• _Your task_:
Can you pull out each line of the data below that includes the word "screenshot"?

====== Given data

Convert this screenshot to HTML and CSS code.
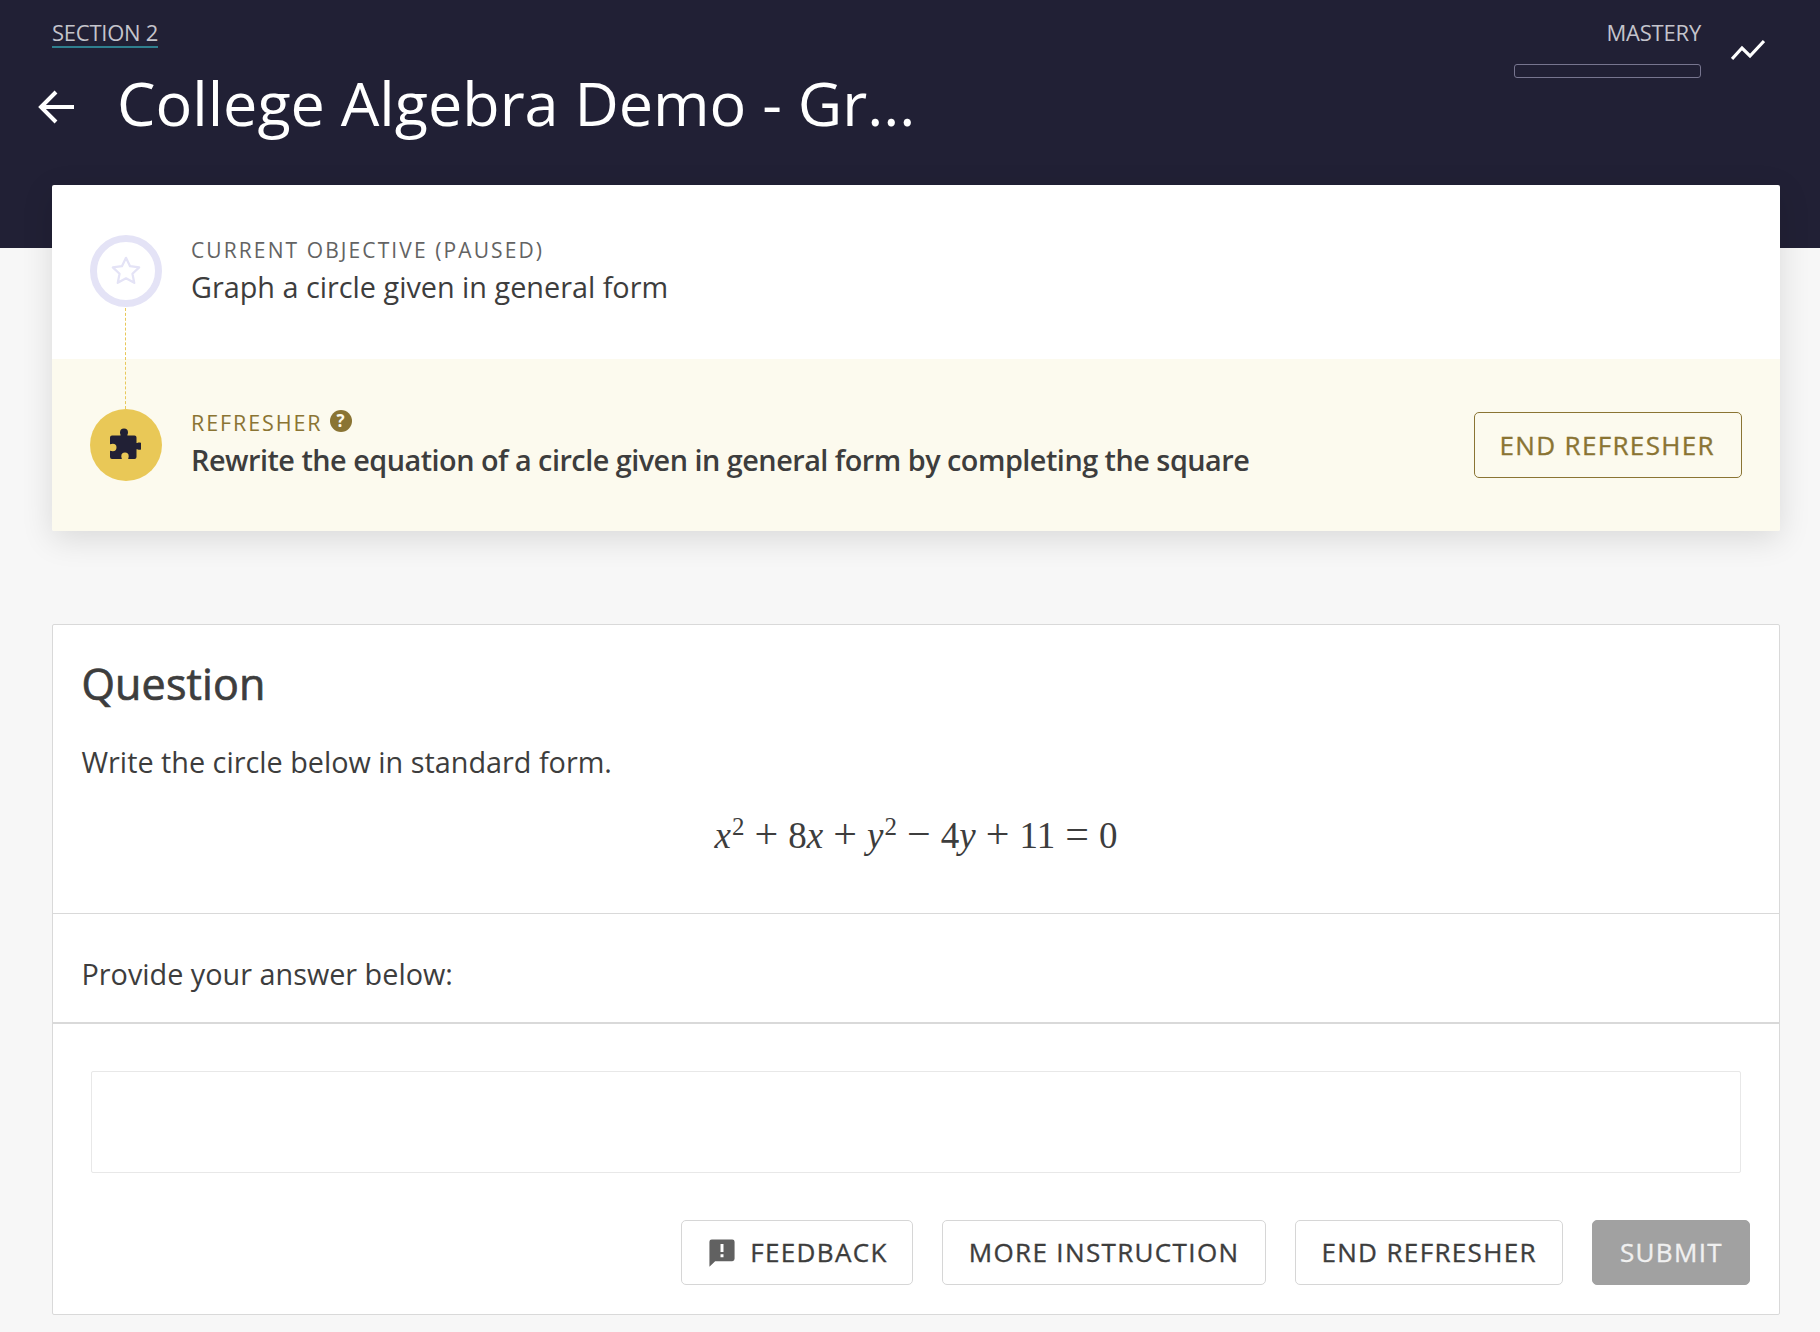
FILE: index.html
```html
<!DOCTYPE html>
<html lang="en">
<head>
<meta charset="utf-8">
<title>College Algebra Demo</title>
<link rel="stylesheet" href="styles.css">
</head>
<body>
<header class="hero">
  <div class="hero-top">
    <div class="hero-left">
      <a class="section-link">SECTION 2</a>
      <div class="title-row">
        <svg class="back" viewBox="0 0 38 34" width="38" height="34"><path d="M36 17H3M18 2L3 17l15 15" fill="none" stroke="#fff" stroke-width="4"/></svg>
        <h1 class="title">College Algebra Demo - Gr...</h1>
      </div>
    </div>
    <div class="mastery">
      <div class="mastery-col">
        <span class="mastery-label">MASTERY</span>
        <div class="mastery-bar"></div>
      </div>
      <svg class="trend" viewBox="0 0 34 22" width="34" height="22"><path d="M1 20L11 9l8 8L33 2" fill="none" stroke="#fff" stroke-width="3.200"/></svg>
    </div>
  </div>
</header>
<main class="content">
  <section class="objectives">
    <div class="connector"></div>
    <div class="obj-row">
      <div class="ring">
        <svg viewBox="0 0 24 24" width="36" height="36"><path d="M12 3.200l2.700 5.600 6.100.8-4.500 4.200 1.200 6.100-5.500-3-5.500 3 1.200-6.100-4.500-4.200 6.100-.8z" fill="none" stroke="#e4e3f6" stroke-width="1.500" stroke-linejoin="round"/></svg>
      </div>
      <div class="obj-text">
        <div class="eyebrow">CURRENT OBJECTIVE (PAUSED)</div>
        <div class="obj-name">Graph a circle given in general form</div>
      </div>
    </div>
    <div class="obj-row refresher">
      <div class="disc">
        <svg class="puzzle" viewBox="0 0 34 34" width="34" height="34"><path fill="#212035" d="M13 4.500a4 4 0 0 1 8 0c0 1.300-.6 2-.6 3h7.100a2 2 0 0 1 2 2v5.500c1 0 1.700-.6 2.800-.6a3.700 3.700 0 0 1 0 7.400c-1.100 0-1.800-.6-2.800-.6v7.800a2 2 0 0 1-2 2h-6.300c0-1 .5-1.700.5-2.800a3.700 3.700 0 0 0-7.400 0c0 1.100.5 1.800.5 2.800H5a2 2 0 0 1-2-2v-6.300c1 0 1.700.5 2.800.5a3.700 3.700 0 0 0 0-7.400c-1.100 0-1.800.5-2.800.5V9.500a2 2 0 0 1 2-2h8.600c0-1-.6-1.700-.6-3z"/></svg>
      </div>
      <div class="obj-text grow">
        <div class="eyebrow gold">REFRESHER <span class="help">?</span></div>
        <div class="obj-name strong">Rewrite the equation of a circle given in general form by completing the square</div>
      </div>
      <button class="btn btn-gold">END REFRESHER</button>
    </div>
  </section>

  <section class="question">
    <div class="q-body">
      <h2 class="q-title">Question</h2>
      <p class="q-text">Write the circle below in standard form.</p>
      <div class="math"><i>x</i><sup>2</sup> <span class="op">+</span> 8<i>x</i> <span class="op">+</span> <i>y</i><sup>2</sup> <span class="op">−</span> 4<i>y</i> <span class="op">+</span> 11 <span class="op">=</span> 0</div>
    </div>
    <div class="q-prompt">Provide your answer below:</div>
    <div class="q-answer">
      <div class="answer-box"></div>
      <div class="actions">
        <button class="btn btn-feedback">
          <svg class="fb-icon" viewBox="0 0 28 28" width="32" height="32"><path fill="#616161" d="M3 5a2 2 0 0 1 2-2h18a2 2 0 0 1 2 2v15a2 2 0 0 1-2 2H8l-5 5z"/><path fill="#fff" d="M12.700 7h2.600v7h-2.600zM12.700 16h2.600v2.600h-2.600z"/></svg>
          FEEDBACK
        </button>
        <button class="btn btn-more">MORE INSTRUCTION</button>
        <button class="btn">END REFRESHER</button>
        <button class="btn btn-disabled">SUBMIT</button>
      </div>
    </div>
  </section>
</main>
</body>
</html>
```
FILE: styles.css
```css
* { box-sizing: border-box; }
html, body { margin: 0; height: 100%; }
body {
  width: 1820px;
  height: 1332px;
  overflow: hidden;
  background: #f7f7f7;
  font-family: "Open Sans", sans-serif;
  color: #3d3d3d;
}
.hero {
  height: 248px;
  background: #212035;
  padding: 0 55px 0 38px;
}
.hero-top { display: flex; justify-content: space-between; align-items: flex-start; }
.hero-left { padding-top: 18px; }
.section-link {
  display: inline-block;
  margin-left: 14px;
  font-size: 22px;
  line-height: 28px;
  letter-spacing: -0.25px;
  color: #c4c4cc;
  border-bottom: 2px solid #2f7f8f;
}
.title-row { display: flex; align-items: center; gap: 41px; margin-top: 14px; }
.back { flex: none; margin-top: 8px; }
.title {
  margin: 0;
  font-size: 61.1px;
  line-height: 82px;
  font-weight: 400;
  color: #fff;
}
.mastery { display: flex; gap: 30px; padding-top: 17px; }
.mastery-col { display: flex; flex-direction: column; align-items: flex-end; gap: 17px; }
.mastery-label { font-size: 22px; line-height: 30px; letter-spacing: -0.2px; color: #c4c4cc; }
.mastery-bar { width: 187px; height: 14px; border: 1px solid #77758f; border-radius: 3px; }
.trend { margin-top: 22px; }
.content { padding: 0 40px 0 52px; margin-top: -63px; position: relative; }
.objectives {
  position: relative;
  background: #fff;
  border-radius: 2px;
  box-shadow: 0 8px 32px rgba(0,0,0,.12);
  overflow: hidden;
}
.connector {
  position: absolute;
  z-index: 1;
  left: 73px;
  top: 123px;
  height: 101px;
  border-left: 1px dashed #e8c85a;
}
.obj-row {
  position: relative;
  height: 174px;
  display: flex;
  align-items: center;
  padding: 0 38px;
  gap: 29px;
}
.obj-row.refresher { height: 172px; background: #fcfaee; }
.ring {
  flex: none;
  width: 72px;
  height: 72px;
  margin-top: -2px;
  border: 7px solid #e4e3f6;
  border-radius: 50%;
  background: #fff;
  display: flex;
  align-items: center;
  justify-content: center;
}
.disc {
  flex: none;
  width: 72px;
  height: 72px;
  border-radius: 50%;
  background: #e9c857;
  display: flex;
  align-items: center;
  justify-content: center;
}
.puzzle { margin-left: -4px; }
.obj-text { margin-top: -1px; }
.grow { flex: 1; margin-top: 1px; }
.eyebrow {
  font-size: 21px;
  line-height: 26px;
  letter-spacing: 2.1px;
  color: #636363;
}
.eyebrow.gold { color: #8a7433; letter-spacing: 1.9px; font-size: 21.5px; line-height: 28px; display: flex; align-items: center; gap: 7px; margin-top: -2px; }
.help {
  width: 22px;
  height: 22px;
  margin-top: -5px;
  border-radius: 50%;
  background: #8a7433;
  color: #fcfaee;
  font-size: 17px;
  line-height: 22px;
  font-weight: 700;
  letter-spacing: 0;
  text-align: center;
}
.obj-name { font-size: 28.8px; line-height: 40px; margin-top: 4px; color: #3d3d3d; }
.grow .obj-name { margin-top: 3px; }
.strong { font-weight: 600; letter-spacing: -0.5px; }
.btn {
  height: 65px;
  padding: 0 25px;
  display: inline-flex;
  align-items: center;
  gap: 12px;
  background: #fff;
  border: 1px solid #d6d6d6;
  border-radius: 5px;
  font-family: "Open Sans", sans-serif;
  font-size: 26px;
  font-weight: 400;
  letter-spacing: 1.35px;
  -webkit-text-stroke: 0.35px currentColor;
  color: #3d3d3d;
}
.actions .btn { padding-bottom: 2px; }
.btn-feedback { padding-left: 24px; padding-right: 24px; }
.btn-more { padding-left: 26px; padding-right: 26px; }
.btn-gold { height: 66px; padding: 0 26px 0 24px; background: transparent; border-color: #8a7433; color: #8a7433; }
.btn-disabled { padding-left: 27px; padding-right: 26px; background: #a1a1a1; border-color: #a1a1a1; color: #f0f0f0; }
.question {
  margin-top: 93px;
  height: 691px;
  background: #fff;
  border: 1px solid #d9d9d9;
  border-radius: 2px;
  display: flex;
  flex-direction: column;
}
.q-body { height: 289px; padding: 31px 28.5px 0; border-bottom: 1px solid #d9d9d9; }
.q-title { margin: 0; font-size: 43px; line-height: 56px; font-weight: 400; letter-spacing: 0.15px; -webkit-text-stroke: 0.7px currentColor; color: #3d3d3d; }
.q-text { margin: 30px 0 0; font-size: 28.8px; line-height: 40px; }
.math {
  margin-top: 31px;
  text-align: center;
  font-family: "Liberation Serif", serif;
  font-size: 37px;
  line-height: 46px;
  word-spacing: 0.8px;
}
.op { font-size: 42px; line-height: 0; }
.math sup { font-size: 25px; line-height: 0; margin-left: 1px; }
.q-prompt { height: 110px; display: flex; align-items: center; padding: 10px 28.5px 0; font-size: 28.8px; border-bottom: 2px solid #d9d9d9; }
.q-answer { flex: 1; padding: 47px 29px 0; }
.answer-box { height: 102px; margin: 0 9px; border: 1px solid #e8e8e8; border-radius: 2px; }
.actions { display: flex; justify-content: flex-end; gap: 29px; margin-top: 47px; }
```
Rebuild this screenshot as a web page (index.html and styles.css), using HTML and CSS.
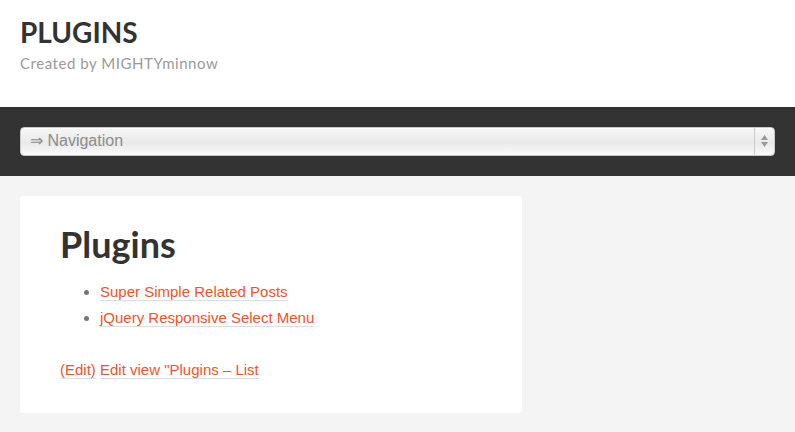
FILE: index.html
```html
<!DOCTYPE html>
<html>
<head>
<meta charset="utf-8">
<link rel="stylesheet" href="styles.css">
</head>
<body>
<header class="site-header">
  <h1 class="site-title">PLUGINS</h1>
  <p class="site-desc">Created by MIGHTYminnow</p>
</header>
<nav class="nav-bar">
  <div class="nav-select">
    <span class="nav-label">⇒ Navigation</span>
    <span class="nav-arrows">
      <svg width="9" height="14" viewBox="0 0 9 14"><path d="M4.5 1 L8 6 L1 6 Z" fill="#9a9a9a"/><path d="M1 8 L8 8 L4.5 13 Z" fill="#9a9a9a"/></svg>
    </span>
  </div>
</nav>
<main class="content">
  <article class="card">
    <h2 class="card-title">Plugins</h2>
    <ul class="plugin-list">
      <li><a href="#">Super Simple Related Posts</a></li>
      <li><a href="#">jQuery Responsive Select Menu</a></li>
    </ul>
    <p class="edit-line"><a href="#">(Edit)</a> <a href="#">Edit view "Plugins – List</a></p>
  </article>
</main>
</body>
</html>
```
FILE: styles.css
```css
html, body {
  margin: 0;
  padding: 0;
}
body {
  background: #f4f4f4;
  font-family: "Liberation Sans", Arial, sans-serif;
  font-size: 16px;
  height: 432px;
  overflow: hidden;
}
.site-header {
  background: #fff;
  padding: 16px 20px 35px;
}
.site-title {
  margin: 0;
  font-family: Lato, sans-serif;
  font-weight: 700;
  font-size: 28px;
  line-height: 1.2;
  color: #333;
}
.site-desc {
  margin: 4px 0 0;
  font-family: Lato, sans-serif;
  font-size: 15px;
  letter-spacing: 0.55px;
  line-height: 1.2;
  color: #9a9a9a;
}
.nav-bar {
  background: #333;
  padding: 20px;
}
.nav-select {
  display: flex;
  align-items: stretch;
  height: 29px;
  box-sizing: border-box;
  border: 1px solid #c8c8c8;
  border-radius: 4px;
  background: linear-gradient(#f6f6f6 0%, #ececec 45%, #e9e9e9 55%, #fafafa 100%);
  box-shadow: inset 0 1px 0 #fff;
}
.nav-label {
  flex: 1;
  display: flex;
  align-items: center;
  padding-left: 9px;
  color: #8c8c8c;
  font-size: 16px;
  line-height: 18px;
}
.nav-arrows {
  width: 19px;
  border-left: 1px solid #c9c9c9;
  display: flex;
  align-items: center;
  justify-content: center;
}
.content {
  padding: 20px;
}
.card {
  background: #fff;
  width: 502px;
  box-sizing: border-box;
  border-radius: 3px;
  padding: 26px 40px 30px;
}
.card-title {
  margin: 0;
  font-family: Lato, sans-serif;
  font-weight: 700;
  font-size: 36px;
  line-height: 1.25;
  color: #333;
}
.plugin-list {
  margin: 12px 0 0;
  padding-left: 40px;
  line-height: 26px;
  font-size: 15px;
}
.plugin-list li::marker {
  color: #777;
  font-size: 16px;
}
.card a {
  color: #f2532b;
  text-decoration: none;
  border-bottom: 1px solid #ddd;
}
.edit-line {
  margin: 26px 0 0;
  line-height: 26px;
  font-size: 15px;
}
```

============

• _Answer to the problem_:
Convert this screenshot to HTML and CSS code.
Rebuild this screenshot as a web page (index.html and styles.css), using HTML and CSS.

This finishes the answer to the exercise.